The more experienced Kedikilwe opened a distribution business, buying and selling agricultural produce and packaged chickens. She hit the social media space, pushing the chicken ‘insides’ – gizzards, necks, livers and feet. With her savings, she bought a food truck.  Now Kedikilwe, the well-travelled, award-winning scribe, wakes up at 5am, prepares food and by 9am, is out on the streets of Gaborone, feeding those still fortunate to have jobs to go to. After the lunch rush, she heads home, collects the packaged products and hits the streets to deliver the orders. The deliveries usually start at 3pm until 7pm. In return, after home chores, she lights the computer to write stories to sell for publication. On a normal day, Kedikilwe says she only goes to bed at 12 midnight.

“A woman has to do what a woman has to do,” she says, advising those still employed to find whatever side odd jobs to augment their salaries.

Phemelo Maribeng, a reporter with The Guardian newspaper, is doing exactly that. She says COVID-19 woke her to the fact that nothing is certain. “The job I wake up to every day can be gone tomorrow,” she says. It was during the April 2020 lockdown that she started her first side hustle. She bought bell peppers from the farmers and did house-to-house deliveries.

But home baking is what she took to in earnest. The young mother says growing up, she was always helping her grandmother knead and bake bread. It was during that first lockdown, working from home, that she ignited the passion for baking, and developed the entrepreneurship spirit.

But for a spiritual Maribeng, kneading the dough and watching the bread rise in the oven, is meditation. “When I knead, I am most at peace as I sing and pray. It is my stress reliever.”

But the process of getting the bread out to a growing clientele can be exhausting and time-consuming. Maribeng has ambitions to grow the baking business and maybe one day open a bakery.  “In the meantime, I need to invest in small machinery and utensils to push production.” 

Maribeng advises colleagues to take on any side hustle noting that traditional media is dying and jobs are getting scarce. “COVID e tlhakatlhakantse dilo, but it has also taught us never to depend on one salary. Use whatever talent you have to earn an extra income because you do not know what the future has in store.”

One who never had to rely on one salary is veteran journalist and communications specialist, Greg Kelebonye.  To him, the challenging period of the pandemic is just an opportune time to break into new ventures. With over two decades of experience in government, corporate and private media, Kelebonye was never one to be without a side hustle, employed or not. Kelebonye has been a street hawker of sorts. He has sold street food, wood, vegetables, clothes, sweets and operated a restaurant.  It is these side odd jobs that have set Kelebonye for commercial farming operations,

He recalls that when he lost his well-paying job as communications manager at BCL in Selebi-Phikwe, he returned to base in Gaborone and started gathering and selling wood.
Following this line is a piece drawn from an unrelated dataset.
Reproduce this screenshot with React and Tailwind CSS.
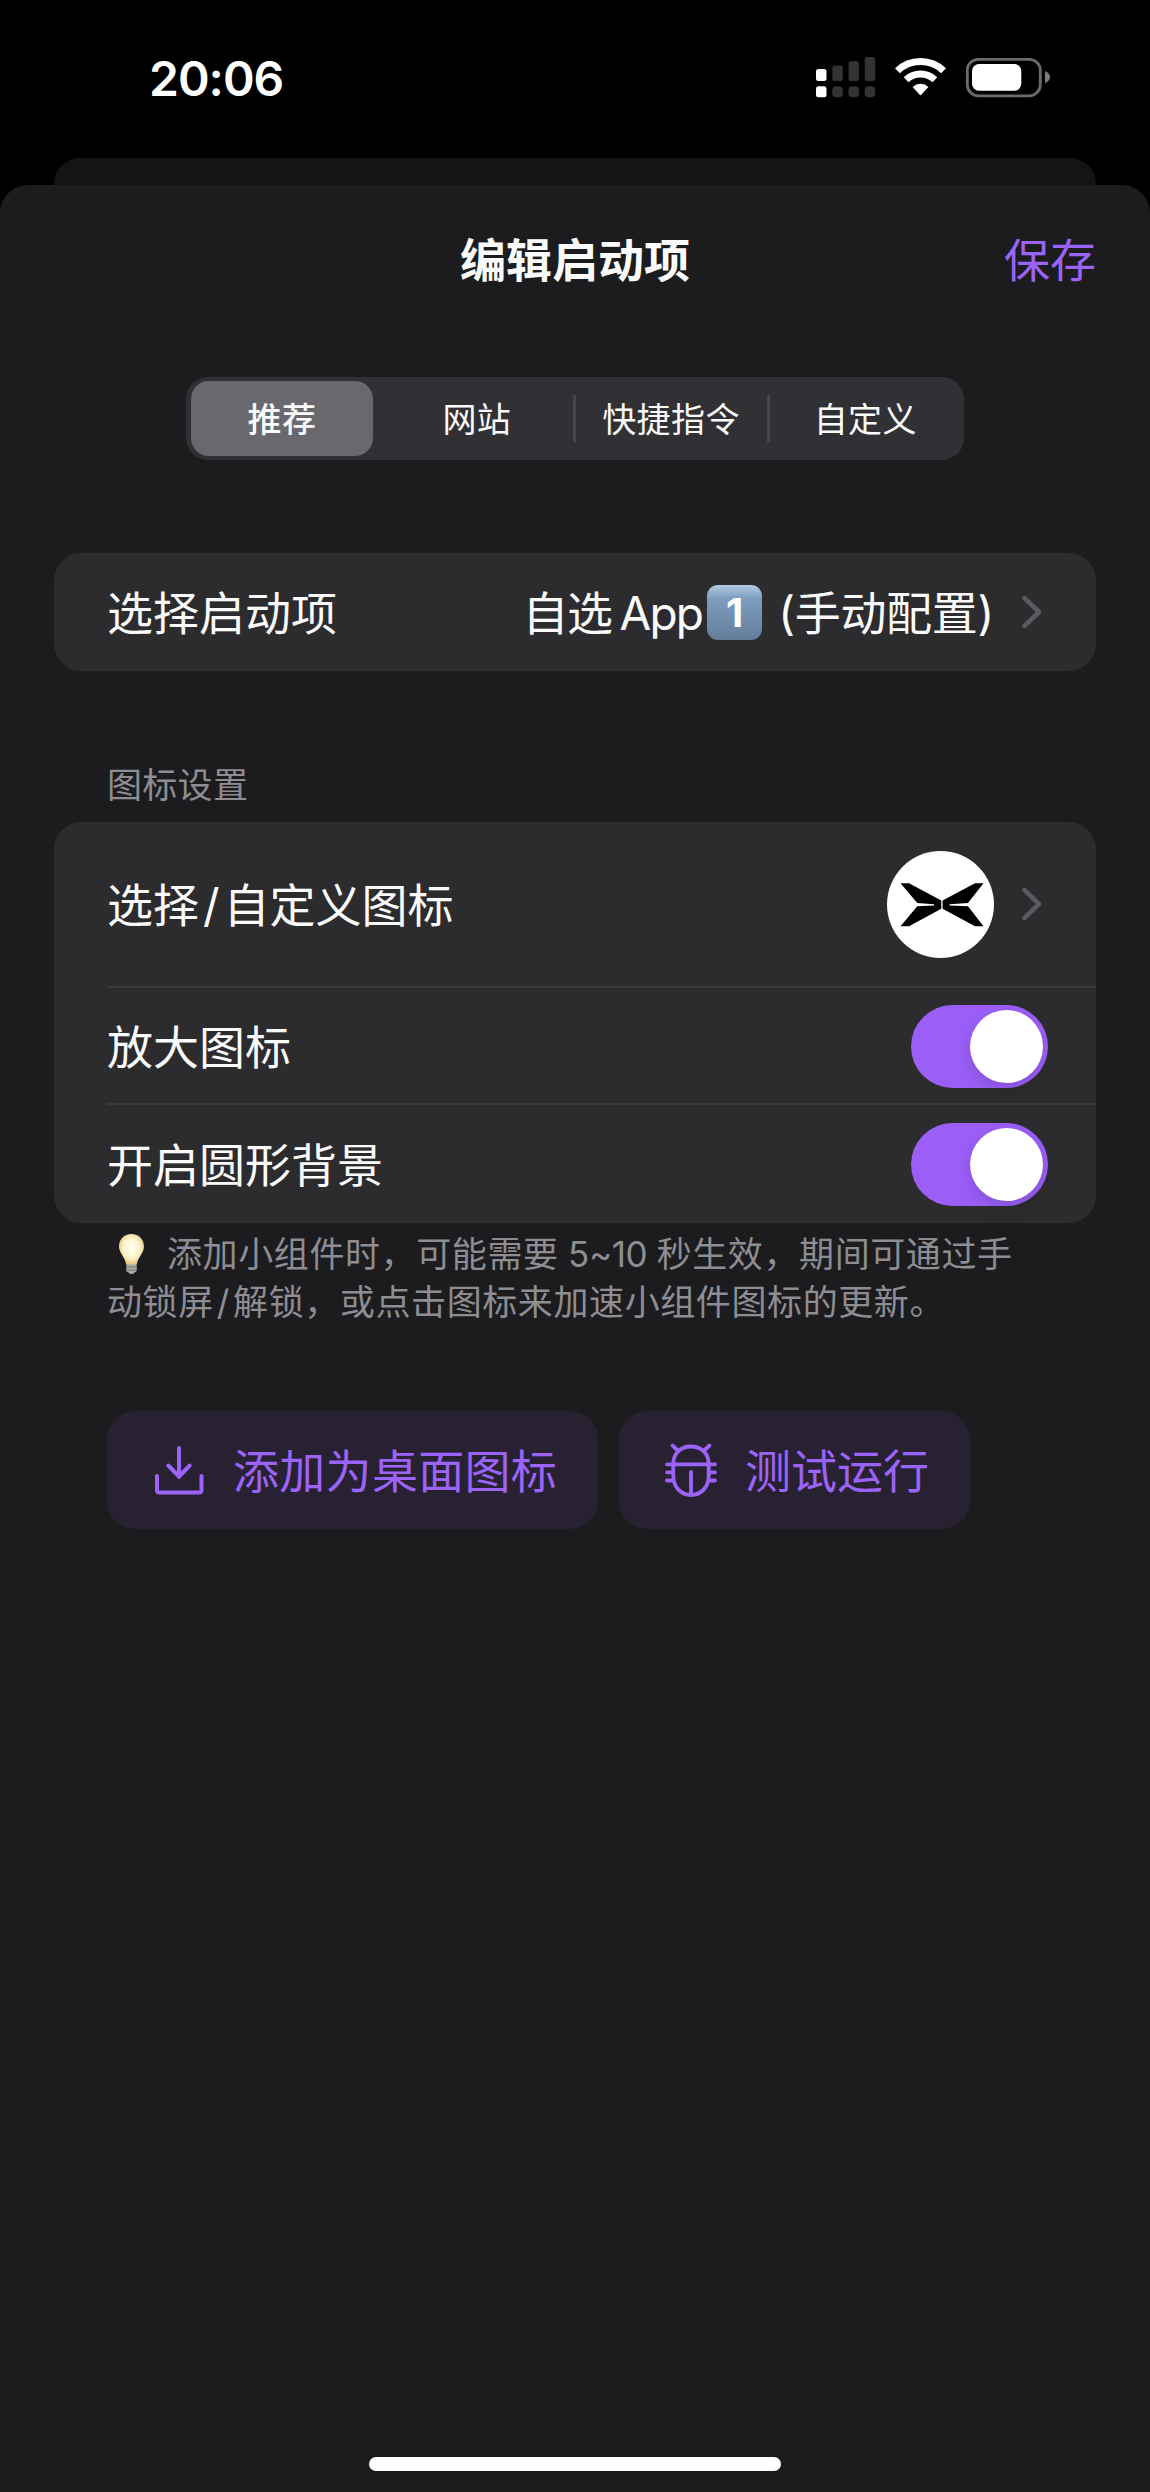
import React, { useState } from 'react';

const TABS = ['推荐', '网站', '快捷指令', '自定义'];

const StatusBar = () => {
  return (
    <div className="flex h-[158px] items-start justify-between pl-[149px] pr-[100px]">
      <div className="mt-[55px] text-[48px] leading-[48px] font-semibold tracking-[-1px] text-white">20:06</div>
      <svg className="mt-[54px] h-[46px] w-[236px]" viewBox="0 0 236 46" fill="none">
        {/* Dual SIM signal */}
        <rect x="2" y="15" width="10.5" height="12" rx="2.5" fill="#fff" />
        <rect x="18.3" y="11.5" width="10.5" height="15.5" rx="2.5" fill="#333" />
        <rect x="34.5" y="7.3" width="10.5" height="19.7" rx="2.5" fill="#333" />
        <rect x="50.7" y="3" width="10.5" height="24" rx="2.5" fill="#333" />
        <rect x="2" y="32.3" width="10.5" height="11" rx="2.5" fill="#fff" />
        <rect x="18.3" y="32.3" width="10.5" height="11" rx="4" fill="#333" />
        <rect x="34.5" y="32.3" width="10.5" height="11" rx="4" fill="#333" />
        <rect x="50.7" y="32.3" width="10.5" height="11" rx="4" fill="#333" />
        {/* Wifi */}
        <path d="M83.4 16.8 A33.5 33.5 0 0 1 129.6 16.8" stroke="#fff" strokeWidth="7" />
        <path d="M92.1 25.7 A21 21 0 0 1 120.9 25.7" stroke="#fff" strokeWidth="6.8" />
        <path d="M98.6 32.9 A11.6 11.6 0 0 1 114.4 32.9 L107.3 40.8 Q106.5 41.6 105.7 40.8 Z" fill="#fff" />
        {/* Battery */}
        <rect x="153.3" y="5.3" width="73" height="36.5" rx="11" stroke="#6b6b6b" strokeWidth="2.8" />
        <rect x="158" y="10" width="49.3" height="26.8" rx="7" fill="#fff" />
        <path d="M231 17 Q236 19.2 236 23 Q236 26.8 231 29.3 Z" fill="#7a7a7a" />
      </svg>
    </div>
  );
};

const Chevron = () => {
  return (
    <svg className="h-[34px] w-[22px] shrink-0" viewBox="0 0 22 34" fill="none">
      <path d="M3.5 3.2 L18 17 L3.5 30.8" stroke="#5b5b5f" strokeWidth="4.6" strokeLinecap="round" strokeLinejoin="round" />
    </svg>
  );
};

const Toggle = ({ checked, onChange }) => {
  return (
    <button
      role="switch"
      aria-checked={checked}
      onClick={() => onChange(!checked)}
      className={`flex h-[83px] w-[137px] shrink-0 items-center rounded-full px-[5px] ${checked ? 'justify-end bg-[#9b5ff8]' : 'justify-start bg-[#39393d]'}`}
    >
      <span className="h-[73px] w-[73px] rounded-full bg-white shadow-[0_6px_16px_rgba(0,0,0,0.15)]"></span>
    </button>
  );
};

const AppIcon = () => {
  return (
    <svg className="h-[107px] w-[107px] shrink-0" viewBox="0 0 107 107">
      <circle cx="53.5" cy="53.5" r="53.5" fill="#fff" />
      <g fill="#000">
        <path d="M13.5 32.3 H22 L54.3 49.5 V57.8 L22 75.3 H13.5 L30.3 55.3 L47 54.4 V53.3 L30.3 52 Z" />
        <path d="M96.5 32.3 H88 L55.6 49.5 V57.8 L88 75.3 H96.5 L81 55.3 L62.5 54.4 V53.3 L81 52 Z" />
      </g>
    </svg>
  );
};

const Bulb = () => {
  return (
    <svg className="mx-[11px] h-[42px] w-[27px] shrink-0" viewBox="0 0 27 42">
      <defs>
        <radialGradient id="glow" cx="0.5" cy="0.45" r="0.6">
          <stop offset="0" stopColor="#fffdf0" />
          <stop offset="0.55" stopColor="#fcf3cb" />
          <stop offset="1" stopColor="#dcb968" />
        </radialGradient>
      </defs>
      <path d="M13.5 1 C6 1 1 6.5 1 13.5 C1 19.5 6.5 23.5 8 30.5 Q8.3 32 10 32 H17 Q18.7 32 19 30.5 C20.5 23.5 26 19.5 26 13.5 C26 6.5 21 1 13.5 1 Z" fill="url(#glow)" />
      <path d="M8.3 31.5 H18.7 V37.5 Q18.5 39 16.5 39.5 Q15.5 41 13.5 41 Q11.5 41 10.5 39.5 Q8.5 39 8.3 37.5 Z" fill="#a9a9a6" />
      <path d="M8.5 34 H18.5 M8.7 37 H18.3" stroke="#77776f" strokeWidth="0.9" />
    </svg>
  );
};

const DownloadIcon = () => {
  return (
    <svg className="h-[50px] w-[50px] shrink-0" viewBox="0 0 50 50" fill="none" stroke="#9b63f7" strokeWidth="4" strokeLinecap="round" strokeLinejoin="round">
      <path d="M25 3 V32 M14.3 20.5 L25 31.5 L35.7 20.5" />
      <path d="M3 31 V45 Q3 47.5 5.5 47.5 H44.5 Q47.5 47.5 47.5 45 V31" />
    </svg>
  );
};

const BugIcon = () => {
  return (
    <svg className="h-[56px] w-[54px] shrink-0" viewBox="0 0 54 56" fill="none" stroke="#9b63f7" strokeWidth="3.8" strokeLinecap="round">
      <path d="M9.3 28 V22 C9.3 11 17 4.5 27 4.5 C37 4.5 44.7 11 44.7 22 V34 C44.7 45 37 53 27 53 C17 53 9.3 45 9.3 34 Z" />
      <path d="M3 22.3 H51 M27 30 V52" />
      <path d="M3 30.3 H8 M3 38.5 H9 M46 30.3 H51 M45 38.5 H51" />
      <path d="M8.5 3.5 L14.3 9 M45.5 3.5 L39.7 9" />
    </svg>
  );
};

const App = () => {
  const [tab, setTab] = useState(0);
  const [zoomed, setZoomed] = useState(true);
  const [rounded, setRounded] = useState(true);

  return (
    <div lang="zh-CN" className="flex h-[2492px] w-[1150px] flex-col overflow-hidden bg-black font-['Inter','Noto_Sans_CJK_SC',sans-serif] text-[46px] leading-[46px] text-[#fafafa]">
      <StatusBar />

      {/* Sheet behind */}
      <div className="mx-[54px] h-[27px] shrink-0 rounded-t-[26px] bg-[#141414]"></div>

      <div className="flex flex-1 flex-col rounded-t-[28px] bg-[#1c1c1e]">
        <div className="grid h-[152px] grid-cols-3 items-center px-[54px] pb-[3px]">
          <span></span>
          <h1 className="text-center font-semibold whitespace-nowrap">编辑启动项</h1>
          <button className="justify-self-end text-[#9b63f7]">保存</button>
        </div>

        {/* Tabs */}
        <div className="mx-auto mt-[40px] grid h-[83px] w-[778px] grid-cols-4 items-center rounded-[22px] bg-[#313135] pl-px">
          {TABS.map((name, i) => (
            <div key={name} className={`flex h-[47px] items-center border-r-[3px] ${i === 1 || i === 2 ? 'border-[#47474b]' : 'border-transparent'}`}>
              <button
                onClick={() => setTab(i)}
                className={`h-[75px] rounded-[18px] pt-[2px] text-[34px] leading-[34px] tracking-[0.5px] whitespace-nowrap ${tab === i ? 'ml-[4px] w-[182px] bg-[#69686e] font-medium' : 'w-full'}`}
              >
                {name}
              </button>
            </div>
          ))}
        </div>

        {/* Launch item */}
        <div className="mx-[54px] mt-[93px] flex h-[118px] items-center rounded-[27px] bg-[#2c2c2e] pr-[53px] pl-[53px]">
          <span className="flex-1 pt-[2px]">选择启动项</span>
          <span className="flex items-center">
            <span className="pt-[2px] tracking-[-1.5px]">自选</span>
            <span className="ml-[8px] pt-[2px] tracking-[-1.8px]">App</span>
            <span className="ml-[5px] flex h-[55px] w-[55px] items-center justify-center rounded-[11px] bg-linear-to-b from-[#b4cbe2] via-[#7d9dbf] via-25% to-[#657d9b] pt-[2px] text-[40px] font-bold text-white">1</span>
            <span className="ml-[16px] pt-[2px] tracking-[-0.3px]">(手动配置)</span>
          </span>
          <span className="ml-[27px] flex">
            <Chevron />
          </span>
        </div>

        <div className="mt-[95px] ml-[107px] text-[35px] leading-[38px] tracking-[0.3px] text-[#8d8d93]">图标设置</div>

        {/* Icon settings */}
        <div className="mx-[54px] mt-[18px] flex flex-col rounded-[27px] bg-[#2c2c2e] pl-[53px]">
          <div className="flex h-[166px] items-center border-b-2 border-[#39393b] pr-[53px]">
            <span className="flex-1 pt-[2px]">
              选择<span className="mx-[4px]">/</span>自定义图标
            </span>
            <AppIcon />
            <span className="ml-[27px] flex">
              <Chevron />
            </span>
          </div>
          <div className="flex h-[117px] items-center border-b-2 border-[#39393b] pt-[2px] pr-[48px]">
            <span className="flex-1">放大图标</span>
            <Toggle checked={zoomed} onChange={setZoomed} />
          </div>
          <div className="flex h-[118px] items-center pr-[48px]">
            <span className="flex-1 pt-[2px]">开启圆形背景</span>
            <Toggle checked={rounded} onChange={setRounded} />
          </div>
        </div>

        <div className="mt-[7px] ml-[107px] text-[35px] leading-[48px] tracking-[0.6px] whitespace-nowrap text-[#8d8d93]">
          <div className="flex items-center">
            <Bulb />
            <span className="ml-[11px]">
              添加小组件时，可能需要<span className="tracking-[-0.4px]"> 5~10 </span>秒生效，期间可通过手
            </span>
          </div>
          <div>
            动锁屏<span className="mx-[3px]">/</span>解锁，或点击图标来加速小组件图标的更新。
          </div>
        </div>

        {/* Actions */}
        <div className="mt-[85px] ml-[107px] flex gap-[21px] text-[#9b63f7]">
          <button className="flex h-[118px] w-[491px] items-center rounded-[28px] bg-[#272132] pl-[47px]">
            <DownloadIcon />
            <span className="ml-[29px] pt-[2px] tracking-[0.3px]">添加为桌面图标</span>
          </button>
          <button className="flex h-[118px] w-[351px] items-center rounded-[28px] bg-[#272132] pl-[45px]">
            <BugIcon />
            <span className="ml-[27px] pt-[2px]">测试运行</span>
          </button>
        </div>

        {/* Home indicator */}
        <div className="mx-auto mt-auto mb-[21px] h-[14px] w-[412px] rounded-full bg-white"></div>
      </div>
    </div>
  );
};

export default App;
He was shocked that side hustle, something he thought was just to while away the time waiting for another full-time job opportunity, could earn him around P40,000 a week. In fact, it was that side hustle that financed his new ventures. The wood selling business earned him enough money to buy property around Gaborone. By the time he was engaged as News Editor at Dikgang Publishing Company, Kelebonye had bought a 40-hectare farm just outside Thamaga, where he operates small stock commercial farming. He bought a smaller farm in Mogonye for horticulture, which has proven to be a good income stream.

The side hustle meant he not only provides for his family, sets a path for entrepreneurship, but also employs others. With his hectic work schedule at the Ombudsman’s, Kelebonye has engaged an old friend and colleague, Kebofhe Mathe to manage his agricultural operations. “Mathe is the engine,” he says, noting that all these that he has today, would not have been possible with just one cheque at the end of the month. “If you have the ambition to make it big in life, you have to find and use every opportunity availed.”

The ‘veteran’ hustler is not done. He sees a business opportunity in metal scraps. He also plans to buy cans and bottles from the card pulling hustlers and sell them to the factories. “I want to act as a middle person. There could be money there.”